The study sets out the role that foreign correspondents based abroad have played for more than a 100 years. The central message is that this role has to adapt as foreign news has undergone a transformation and continues to evolve.

Richard Sambrook comments in the summary: ‘All news organisations are undergoing turbulent change and must ask where the risks and the opportunities are. And against this background, where does the primary public interest rest in bearing witness?

’The study is based on Sambrook’s interviews with a range of news organisations across the world, as well as his own experience as a news manager with 30 years in BBC journalism. The starting point for the study is ‘the model of a foreign correspondent working from a fixed overseas bureau’, a model created in the late 19th century when a limited number of organisations had sufficient resources to gather and distribute news. After exploring how this model is faring in today’s globalised, digitised world, it concludes: ‘We are now entering a new era where they may no longer be central to how we learn about the world.’

The study suggests that the international news agenda should rethink its values to reflect the values of multicultural societies. It says: ‘The notion of “foreign” is more complex. International and domestic news agendas have merged to a significant degree.

’More organisations are relying on local staff, with advantages and risks attached. It recommends news organisations to think about how they can adapt as the value in the foreign reporting shifts to the extremes of breaking news and in-depth specialist reporting.

The study remarks that in Asia, with the prospect of economic growth, news organisations may be set for an era of expansion. In the developing world too, journalistic capacity is being built up ‘with long-term consequences for the global flow of information and the character of public debate,’ it adds.

The study urges news organisations to change their structure from vertically integrated news operations to a more open and networked approach with new partnerships with locally based services and social media sites.

Of social media, the study finds that it is ‘leading, supplementing and complementing’ what professional news organisations offer. It points out that although social media offers fresh material that can be sourced by journalists, it also competes for public attention.

‘This challenges the capacities of news organisations to sort, verify and contextualise a torrent of digital information,’ says the study. ‘Traditional news outlets must innovate in the digital sphere or risk being outflanked.

Other challenges highlighted include: finding new economic models which can sustain international operations; and training and recruiting to ‘provide the expertise and cultural flexibility needed in the 21st century’.

Richard Sambrook said: ‘The ways we learn about the world are undergoing a wrenching change with consequences not just for news organisations but for all of us trying to understand out place in an increasingly interconnected, interdependent world.’

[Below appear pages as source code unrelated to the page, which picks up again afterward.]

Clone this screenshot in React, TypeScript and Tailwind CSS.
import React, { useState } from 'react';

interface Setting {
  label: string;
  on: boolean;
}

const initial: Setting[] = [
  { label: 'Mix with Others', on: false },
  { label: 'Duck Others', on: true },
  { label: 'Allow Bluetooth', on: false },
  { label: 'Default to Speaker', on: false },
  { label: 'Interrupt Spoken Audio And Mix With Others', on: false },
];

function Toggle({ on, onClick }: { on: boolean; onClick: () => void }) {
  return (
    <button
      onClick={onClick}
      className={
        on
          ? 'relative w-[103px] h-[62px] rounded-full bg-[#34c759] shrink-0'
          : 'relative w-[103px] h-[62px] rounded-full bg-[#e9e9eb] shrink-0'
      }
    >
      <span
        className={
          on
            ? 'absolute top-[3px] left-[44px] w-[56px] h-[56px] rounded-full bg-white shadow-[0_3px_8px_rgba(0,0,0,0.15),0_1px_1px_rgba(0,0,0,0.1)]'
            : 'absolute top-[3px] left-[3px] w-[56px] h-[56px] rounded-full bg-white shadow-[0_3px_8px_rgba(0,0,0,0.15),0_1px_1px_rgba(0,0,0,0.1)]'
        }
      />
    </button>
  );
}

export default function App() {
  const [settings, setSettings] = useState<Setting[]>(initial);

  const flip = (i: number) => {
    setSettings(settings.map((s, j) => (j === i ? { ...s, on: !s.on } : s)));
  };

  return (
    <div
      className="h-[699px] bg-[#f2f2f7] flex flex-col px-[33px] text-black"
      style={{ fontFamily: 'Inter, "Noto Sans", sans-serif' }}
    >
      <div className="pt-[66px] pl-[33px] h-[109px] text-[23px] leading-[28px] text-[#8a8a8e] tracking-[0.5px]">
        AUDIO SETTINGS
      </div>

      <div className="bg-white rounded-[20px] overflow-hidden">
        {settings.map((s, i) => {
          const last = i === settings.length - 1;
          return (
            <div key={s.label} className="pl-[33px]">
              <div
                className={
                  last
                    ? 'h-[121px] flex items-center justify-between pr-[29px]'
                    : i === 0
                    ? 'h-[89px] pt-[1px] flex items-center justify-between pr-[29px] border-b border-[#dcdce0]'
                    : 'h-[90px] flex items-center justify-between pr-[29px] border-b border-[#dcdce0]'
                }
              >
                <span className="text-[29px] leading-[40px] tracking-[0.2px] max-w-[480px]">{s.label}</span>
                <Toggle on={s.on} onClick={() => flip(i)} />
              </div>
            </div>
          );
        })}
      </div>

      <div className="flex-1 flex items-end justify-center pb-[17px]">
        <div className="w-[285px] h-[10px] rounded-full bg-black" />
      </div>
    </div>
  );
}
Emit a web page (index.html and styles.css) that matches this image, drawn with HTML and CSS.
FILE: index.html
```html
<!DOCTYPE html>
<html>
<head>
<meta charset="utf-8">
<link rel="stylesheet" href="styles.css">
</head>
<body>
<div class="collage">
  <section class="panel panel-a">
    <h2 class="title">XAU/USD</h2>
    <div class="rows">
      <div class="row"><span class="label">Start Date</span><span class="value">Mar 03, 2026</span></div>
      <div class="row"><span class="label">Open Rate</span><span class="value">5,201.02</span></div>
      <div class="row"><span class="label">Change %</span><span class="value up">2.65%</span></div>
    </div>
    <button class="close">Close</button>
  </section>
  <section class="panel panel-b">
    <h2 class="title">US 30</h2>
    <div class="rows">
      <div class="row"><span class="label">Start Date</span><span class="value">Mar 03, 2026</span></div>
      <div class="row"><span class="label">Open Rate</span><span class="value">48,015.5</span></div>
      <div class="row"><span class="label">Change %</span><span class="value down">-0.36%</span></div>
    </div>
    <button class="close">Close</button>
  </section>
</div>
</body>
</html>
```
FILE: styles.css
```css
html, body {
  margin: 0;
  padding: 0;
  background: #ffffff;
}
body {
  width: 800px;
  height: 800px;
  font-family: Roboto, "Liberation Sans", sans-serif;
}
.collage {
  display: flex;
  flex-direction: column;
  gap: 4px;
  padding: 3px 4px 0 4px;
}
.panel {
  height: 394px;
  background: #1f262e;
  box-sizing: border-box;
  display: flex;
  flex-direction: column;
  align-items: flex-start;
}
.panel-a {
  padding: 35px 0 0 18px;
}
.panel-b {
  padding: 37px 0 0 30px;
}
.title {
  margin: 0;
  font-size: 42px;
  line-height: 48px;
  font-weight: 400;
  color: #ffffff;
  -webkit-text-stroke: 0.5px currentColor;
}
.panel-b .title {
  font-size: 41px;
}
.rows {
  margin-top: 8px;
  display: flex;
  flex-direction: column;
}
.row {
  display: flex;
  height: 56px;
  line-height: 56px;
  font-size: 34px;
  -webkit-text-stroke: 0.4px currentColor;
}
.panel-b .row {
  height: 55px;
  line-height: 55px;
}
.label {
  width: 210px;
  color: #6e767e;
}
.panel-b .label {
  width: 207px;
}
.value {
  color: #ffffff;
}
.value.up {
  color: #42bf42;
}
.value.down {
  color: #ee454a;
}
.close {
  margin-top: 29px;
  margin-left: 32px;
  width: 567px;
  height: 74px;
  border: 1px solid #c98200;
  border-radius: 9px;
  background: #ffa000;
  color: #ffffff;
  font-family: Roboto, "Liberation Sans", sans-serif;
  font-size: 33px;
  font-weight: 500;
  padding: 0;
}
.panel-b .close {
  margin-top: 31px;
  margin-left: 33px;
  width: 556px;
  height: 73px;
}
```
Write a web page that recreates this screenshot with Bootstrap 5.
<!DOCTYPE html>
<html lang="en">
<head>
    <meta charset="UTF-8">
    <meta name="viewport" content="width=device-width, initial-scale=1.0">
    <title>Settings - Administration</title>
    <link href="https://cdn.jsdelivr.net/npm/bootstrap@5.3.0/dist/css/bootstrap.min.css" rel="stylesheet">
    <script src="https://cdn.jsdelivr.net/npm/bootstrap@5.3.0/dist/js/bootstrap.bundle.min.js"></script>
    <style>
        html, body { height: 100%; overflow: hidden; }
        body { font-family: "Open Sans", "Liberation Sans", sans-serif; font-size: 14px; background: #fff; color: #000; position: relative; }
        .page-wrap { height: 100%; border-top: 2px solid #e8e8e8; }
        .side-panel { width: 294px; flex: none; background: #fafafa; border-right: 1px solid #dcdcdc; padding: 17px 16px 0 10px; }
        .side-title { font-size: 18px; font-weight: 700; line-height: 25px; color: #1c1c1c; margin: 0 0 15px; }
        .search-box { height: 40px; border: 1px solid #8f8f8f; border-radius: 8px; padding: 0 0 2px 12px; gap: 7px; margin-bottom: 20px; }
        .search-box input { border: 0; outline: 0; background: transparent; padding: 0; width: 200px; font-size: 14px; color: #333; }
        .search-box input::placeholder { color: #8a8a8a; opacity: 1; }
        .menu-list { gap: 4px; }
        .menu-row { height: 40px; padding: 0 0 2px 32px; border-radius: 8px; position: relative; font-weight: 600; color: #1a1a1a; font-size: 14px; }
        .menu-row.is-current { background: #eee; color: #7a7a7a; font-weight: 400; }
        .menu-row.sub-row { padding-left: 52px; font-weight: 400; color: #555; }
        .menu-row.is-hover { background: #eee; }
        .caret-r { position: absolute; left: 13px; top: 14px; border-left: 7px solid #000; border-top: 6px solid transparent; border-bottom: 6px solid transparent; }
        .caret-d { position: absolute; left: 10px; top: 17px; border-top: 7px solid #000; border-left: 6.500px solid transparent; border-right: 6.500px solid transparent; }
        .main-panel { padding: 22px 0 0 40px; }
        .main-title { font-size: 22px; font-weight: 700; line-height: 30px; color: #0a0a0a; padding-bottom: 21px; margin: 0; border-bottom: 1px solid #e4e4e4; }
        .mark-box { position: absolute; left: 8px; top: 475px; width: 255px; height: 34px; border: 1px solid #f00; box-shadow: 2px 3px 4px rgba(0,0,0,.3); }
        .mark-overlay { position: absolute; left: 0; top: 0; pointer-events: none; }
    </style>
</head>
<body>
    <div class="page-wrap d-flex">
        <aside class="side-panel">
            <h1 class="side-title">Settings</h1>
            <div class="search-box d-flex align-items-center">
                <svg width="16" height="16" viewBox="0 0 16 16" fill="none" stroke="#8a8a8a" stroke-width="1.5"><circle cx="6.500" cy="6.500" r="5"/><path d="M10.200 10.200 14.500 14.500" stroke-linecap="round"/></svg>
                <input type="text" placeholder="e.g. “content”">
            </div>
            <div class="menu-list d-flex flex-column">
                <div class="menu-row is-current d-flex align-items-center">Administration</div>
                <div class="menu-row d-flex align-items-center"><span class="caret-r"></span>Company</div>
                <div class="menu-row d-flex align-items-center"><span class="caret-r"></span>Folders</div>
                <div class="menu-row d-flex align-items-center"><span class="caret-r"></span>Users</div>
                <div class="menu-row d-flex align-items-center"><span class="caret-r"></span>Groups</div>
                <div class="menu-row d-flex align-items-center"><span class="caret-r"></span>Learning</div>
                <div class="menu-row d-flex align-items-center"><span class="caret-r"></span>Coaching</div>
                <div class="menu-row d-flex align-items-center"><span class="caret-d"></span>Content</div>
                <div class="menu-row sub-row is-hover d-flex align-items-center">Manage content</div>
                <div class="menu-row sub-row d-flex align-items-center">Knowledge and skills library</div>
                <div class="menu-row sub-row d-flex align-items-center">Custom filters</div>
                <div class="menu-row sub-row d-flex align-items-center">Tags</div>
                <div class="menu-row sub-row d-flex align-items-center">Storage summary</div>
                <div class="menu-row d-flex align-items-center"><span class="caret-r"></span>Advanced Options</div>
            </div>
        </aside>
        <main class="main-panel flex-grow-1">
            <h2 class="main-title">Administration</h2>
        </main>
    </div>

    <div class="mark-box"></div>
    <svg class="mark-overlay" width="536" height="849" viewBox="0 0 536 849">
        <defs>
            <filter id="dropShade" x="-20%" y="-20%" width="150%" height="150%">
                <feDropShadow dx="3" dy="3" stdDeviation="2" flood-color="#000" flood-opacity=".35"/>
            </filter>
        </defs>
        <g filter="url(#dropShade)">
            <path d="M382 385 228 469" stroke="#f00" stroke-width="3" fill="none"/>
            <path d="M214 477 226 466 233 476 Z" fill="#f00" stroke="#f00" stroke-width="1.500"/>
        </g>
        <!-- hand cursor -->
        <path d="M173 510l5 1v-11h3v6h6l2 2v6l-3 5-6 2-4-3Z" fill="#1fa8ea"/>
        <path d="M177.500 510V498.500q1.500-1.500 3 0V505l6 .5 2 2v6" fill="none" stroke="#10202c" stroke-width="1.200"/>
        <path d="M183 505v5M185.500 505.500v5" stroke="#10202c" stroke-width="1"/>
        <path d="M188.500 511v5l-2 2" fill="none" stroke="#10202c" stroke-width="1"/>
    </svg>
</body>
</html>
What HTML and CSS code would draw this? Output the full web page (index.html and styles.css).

For the full study or to arrange an interview with Richard Sambrook, contact the University of Oxford Press Office on +44 (0)1865 280534 or email press.office@admin.ox.ac.uk

  • ‘Are foreign correspondents redundant? The changing face of international news’ will be launched at Thomson Reuters Headquarters, London, at 6pm on Wednesday 8 December. A presentation by Richard Sambrook will be followed by a panel discussion, chaired by David Schlesinger, Editor-in-Chief, Reuters. The panellists will be Lindsey Hilsum, International Editor, Channel 4 News; John Owen, Executive Producer, Programmes for Al Jazeera; and Fran Unsworth, Head of Newsgathering, BBC. 
  • Reuters Institute for the Study of Journalism
    The Reuters Institute for the Study of Journalism is University of Oxford’s centre for research into news media. The Thomson Reuters Foundation is the core funder of the (RISJ) Institute, based in the Department of Politics and International Relations. The Institute was launched in November 2006 and developed from the Reuters Fellowship Programme, established at Oxford 27 years ago. The Institute, an international research centre in the comparative study of journalism, aims to be global in its perspective and provides a leading forum for scholars from a wide range of disciplines to engage with journalists from around the world. For more, go to http://reutersinstitute.politics.ox.ac.uk/index.html
  • Challenges present findings, analysis and recommendations on media issues. The RISJ is dedicated to the rigorous, international comparative study of journalism, in all its forms and on all continents. Challenges muster evidence and research to take forward an important argument, beyond the mere expression of opinions. Each text is carefully reviewed by an editorial committee, drawing where necessary on the advice of leading experts in the relevant fields. This study along with previous studies are at: http://reutersinstitute.politics.ox.ac.uk/publications/risj.html
  • Richard Sambrook
    Richard Sambrook spent 30 years as a journalist and manager in the BBC, editing many major programmes and covering events from China to the Middle East, Europe, Russia and the United States. He was Director of the BBC’s Global News Division overseeing services for audiences of 240 million people each week. He is now Chief Content Officer for Edelman PR helping other organisations to tell their own stories. He is also a Visiting Fellow at Reuters Institute for the Study of Journalism at Oxford University.